Ao finalizar, Rodrigo Baggio deixou um recado para o poder público, empresário e cidadãos: “Esse despertar precisa evoluir para a construção de uma aliança na sociedade com empresas, com o poder público e com organizações da sociedade civil para que a gente possa construir juntos uma política pública de empoderamento digital e para que a gente possa trazer o conhecimento, gerando transformação e impacto na realidade”. 

O Fórum Agenda Bahia 2019 é uma realização do CORREIO, com patrocínio da Sotero Ambiental, apoio institucional da Prefeitura de Salvador, Federação das Indústrias da Bahia (Fieb) e Rede Bahia e apoio da Braskem e DD Education. 

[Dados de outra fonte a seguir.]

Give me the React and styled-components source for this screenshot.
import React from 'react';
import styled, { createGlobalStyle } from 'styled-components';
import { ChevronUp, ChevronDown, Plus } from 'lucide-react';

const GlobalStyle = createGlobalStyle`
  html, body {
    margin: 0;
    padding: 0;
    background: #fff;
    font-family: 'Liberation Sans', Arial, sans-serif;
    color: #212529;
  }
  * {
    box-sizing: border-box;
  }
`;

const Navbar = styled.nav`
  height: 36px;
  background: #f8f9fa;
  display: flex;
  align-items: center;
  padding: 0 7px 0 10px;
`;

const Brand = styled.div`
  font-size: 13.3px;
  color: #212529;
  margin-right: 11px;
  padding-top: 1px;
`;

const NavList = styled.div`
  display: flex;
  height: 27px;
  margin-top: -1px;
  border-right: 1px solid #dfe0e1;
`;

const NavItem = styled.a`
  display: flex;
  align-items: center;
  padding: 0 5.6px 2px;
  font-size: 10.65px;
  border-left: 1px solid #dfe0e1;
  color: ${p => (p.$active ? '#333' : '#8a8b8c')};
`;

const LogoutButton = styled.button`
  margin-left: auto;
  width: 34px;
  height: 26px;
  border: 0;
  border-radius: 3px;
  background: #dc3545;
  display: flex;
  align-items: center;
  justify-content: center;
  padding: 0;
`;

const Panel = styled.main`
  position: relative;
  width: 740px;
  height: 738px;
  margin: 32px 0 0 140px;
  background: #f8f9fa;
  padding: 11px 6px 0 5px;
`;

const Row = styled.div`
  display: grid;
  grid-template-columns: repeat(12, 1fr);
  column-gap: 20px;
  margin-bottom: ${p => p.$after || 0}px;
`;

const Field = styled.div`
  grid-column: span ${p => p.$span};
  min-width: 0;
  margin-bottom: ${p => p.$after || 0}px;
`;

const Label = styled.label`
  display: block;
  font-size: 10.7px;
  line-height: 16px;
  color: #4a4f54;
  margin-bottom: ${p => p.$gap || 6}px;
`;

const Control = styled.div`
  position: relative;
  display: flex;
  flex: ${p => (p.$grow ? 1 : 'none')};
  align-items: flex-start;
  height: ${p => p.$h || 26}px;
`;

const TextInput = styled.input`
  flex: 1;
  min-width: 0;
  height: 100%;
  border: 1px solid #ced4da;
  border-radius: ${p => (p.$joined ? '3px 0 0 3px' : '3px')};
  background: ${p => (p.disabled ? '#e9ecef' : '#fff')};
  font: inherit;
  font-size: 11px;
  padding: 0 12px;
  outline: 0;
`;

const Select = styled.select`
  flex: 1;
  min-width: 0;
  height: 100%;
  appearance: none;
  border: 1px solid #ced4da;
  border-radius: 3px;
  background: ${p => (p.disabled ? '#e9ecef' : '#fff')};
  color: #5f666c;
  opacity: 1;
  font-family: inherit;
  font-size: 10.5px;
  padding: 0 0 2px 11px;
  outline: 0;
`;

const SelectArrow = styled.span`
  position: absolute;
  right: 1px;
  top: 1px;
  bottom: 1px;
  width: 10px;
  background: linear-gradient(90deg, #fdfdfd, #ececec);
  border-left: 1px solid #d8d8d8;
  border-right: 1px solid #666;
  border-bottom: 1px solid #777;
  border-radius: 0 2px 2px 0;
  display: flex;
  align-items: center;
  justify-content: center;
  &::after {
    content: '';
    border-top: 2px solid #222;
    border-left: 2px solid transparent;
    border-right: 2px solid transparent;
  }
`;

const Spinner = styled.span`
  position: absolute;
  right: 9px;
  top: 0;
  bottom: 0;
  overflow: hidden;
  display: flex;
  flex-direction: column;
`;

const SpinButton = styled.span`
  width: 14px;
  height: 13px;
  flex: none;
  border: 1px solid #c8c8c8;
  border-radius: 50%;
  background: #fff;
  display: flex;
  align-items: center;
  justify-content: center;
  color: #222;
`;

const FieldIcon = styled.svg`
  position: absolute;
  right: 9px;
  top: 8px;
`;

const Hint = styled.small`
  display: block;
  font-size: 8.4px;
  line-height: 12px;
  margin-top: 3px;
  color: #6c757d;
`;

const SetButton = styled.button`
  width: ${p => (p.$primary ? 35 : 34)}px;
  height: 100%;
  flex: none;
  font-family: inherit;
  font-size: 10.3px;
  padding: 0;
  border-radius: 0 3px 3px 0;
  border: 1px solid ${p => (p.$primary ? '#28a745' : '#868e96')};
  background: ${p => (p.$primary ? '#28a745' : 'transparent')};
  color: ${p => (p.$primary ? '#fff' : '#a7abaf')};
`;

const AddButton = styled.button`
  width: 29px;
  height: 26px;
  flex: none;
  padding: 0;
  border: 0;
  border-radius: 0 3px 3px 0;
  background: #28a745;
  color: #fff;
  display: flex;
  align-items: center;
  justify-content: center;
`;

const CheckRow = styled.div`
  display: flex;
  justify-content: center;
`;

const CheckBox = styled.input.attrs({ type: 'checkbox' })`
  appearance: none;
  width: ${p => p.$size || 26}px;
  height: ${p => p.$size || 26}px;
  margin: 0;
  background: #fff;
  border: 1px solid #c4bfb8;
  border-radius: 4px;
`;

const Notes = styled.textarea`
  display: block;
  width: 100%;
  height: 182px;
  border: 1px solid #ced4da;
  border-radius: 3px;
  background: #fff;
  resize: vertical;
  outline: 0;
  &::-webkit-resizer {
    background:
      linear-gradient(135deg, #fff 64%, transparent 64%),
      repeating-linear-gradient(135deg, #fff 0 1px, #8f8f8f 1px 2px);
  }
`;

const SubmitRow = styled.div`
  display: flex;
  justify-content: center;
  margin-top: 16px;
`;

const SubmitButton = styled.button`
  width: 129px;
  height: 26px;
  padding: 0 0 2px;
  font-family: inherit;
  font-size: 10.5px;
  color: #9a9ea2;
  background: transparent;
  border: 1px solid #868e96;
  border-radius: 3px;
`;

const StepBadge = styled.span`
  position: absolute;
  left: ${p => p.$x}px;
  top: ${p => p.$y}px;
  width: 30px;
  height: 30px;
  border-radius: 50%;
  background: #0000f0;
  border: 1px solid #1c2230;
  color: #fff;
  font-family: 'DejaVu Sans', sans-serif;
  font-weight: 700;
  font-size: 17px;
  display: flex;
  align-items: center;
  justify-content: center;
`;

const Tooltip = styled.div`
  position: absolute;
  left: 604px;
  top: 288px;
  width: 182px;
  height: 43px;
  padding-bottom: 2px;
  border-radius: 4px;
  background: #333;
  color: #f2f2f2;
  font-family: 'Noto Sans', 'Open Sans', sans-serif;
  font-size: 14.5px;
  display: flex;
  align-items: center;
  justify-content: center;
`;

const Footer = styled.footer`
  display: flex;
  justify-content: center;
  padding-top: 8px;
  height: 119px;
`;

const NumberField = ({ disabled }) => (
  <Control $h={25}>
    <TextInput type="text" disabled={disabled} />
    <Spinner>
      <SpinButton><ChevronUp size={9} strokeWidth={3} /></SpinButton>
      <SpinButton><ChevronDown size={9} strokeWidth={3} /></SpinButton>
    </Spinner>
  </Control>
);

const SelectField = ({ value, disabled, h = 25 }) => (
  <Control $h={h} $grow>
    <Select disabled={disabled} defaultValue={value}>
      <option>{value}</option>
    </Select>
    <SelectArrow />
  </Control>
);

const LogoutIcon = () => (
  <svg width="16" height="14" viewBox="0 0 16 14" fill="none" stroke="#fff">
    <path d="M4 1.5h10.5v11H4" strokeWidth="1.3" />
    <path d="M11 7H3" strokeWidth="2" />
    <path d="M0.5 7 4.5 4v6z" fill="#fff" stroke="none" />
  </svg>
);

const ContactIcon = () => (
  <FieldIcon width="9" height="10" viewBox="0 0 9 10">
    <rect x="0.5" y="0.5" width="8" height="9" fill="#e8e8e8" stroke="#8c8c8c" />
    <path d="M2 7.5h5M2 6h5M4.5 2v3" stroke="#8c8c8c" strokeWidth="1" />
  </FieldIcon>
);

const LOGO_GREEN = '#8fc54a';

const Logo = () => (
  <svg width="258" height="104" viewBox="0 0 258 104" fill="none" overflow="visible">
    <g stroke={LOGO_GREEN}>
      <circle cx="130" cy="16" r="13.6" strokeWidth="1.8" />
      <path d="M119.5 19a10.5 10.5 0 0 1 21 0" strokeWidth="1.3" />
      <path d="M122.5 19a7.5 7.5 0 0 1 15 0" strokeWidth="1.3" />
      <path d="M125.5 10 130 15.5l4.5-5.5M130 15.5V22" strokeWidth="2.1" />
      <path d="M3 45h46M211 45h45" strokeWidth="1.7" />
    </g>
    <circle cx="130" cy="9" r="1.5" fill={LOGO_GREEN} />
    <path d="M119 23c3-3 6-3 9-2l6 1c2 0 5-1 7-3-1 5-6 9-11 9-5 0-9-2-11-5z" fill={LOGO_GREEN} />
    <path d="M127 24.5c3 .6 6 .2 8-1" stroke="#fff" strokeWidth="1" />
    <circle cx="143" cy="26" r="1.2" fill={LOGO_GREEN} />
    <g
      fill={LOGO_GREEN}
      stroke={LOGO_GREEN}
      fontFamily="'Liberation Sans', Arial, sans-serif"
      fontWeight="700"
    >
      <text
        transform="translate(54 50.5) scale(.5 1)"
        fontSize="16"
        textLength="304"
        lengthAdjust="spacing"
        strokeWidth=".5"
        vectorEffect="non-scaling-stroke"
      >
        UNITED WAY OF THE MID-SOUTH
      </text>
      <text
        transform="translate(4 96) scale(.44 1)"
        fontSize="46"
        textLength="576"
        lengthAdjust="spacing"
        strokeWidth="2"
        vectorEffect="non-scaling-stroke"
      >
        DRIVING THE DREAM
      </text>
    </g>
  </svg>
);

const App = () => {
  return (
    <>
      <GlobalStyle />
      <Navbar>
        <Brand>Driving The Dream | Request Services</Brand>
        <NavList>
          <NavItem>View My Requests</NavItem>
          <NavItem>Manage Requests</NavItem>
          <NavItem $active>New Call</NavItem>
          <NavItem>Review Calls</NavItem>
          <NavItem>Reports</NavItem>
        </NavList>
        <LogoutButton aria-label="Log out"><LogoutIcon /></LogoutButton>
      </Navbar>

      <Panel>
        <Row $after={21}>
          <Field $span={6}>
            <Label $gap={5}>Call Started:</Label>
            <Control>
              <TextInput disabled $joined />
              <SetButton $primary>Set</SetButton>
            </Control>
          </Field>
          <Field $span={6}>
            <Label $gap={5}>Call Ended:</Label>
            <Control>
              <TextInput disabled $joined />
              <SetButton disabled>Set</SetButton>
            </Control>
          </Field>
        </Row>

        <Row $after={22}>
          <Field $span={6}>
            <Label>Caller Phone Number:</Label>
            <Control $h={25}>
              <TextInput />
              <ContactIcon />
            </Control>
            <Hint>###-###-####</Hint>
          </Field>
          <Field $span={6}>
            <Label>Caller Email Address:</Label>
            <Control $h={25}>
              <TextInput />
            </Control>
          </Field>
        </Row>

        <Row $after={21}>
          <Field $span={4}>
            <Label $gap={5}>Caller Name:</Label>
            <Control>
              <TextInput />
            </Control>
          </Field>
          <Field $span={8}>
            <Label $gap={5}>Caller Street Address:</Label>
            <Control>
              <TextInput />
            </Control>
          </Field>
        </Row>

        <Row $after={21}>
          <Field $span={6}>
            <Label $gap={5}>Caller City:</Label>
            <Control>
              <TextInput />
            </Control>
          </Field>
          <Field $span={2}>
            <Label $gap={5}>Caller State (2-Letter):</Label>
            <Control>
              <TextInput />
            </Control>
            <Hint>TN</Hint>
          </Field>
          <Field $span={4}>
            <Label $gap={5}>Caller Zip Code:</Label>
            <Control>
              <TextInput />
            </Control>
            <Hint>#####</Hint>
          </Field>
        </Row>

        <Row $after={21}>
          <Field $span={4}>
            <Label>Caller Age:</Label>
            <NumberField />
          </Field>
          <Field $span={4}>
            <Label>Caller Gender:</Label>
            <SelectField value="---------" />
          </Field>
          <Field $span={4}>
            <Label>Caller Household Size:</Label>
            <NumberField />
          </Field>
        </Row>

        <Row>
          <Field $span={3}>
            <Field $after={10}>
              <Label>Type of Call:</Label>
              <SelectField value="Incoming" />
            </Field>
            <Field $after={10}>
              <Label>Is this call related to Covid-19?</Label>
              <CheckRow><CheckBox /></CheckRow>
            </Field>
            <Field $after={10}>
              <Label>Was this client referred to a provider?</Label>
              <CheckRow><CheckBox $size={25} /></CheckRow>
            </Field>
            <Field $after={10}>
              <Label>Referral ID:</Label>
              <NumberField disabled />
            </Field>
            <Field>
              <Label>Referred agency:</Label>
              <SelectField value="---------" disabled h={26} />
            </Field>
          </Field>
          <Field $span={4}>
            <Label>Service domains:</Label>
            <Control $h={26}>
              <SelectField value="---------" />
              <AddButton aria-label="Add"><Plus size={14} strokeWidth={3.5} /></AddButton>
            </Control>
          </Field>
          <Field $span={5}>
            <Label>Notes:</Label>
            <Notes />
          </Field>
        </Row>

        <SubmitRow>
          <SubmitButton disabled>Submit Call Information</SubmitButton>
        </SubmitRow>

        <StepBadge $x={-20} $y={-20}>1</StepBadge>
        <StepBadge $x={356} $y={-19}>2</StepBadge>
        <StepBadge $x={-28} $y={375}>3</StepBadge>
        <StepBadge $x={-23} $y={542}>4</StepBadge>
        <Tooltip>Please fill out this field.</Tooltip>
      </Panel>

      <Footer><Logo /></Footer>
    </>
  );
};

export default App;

RELATO O carioca Lucas Bitar criou um site para travestis (Foto: Divulgação) Lucas Bitar, 21 anos, morador do Complexo da Maré no Rio de Janeiro Eu entrei na Recode em março de 2018. Eu sou morador do Complexo da Maré, no Rio. Eu venho da rede pública de ensino e, quando você acaba o ensino médio na rede pública, você não se encontra preparado ou capacitado para o mercado de trabalho.  Um dia eu estava andando pela Maré e vim um anúncio: “junte-se à nós da Recode”. Uma das coisas que acho mais importante falar é que esse processo não é só de empoderamento digital, a gente também se capacita para o humano.  A gente sabe que 35% das travestis morrem antes de chegar aos 40 anos. E se eu pudesse fazer alguma coisa para mudar isso? Então eu pensei em um site que, a princípio, seria de maquiagem,  porque eu amo o universo Drag Queen. Todos abraçaram a causa e o site virou uma plataforma de trocas. Hoje, eu estou me preparando para o vestibular.  Eu sempre falo que a favela é um espaço pobre de sonhos e, por isso, passa a ser pobre socialmente. Eu passei a sonhar e a querer um futuro melhor, e não só pra mim. Porque quando eu consigo algo, eu puxo uma avalanche de pessoas comigo.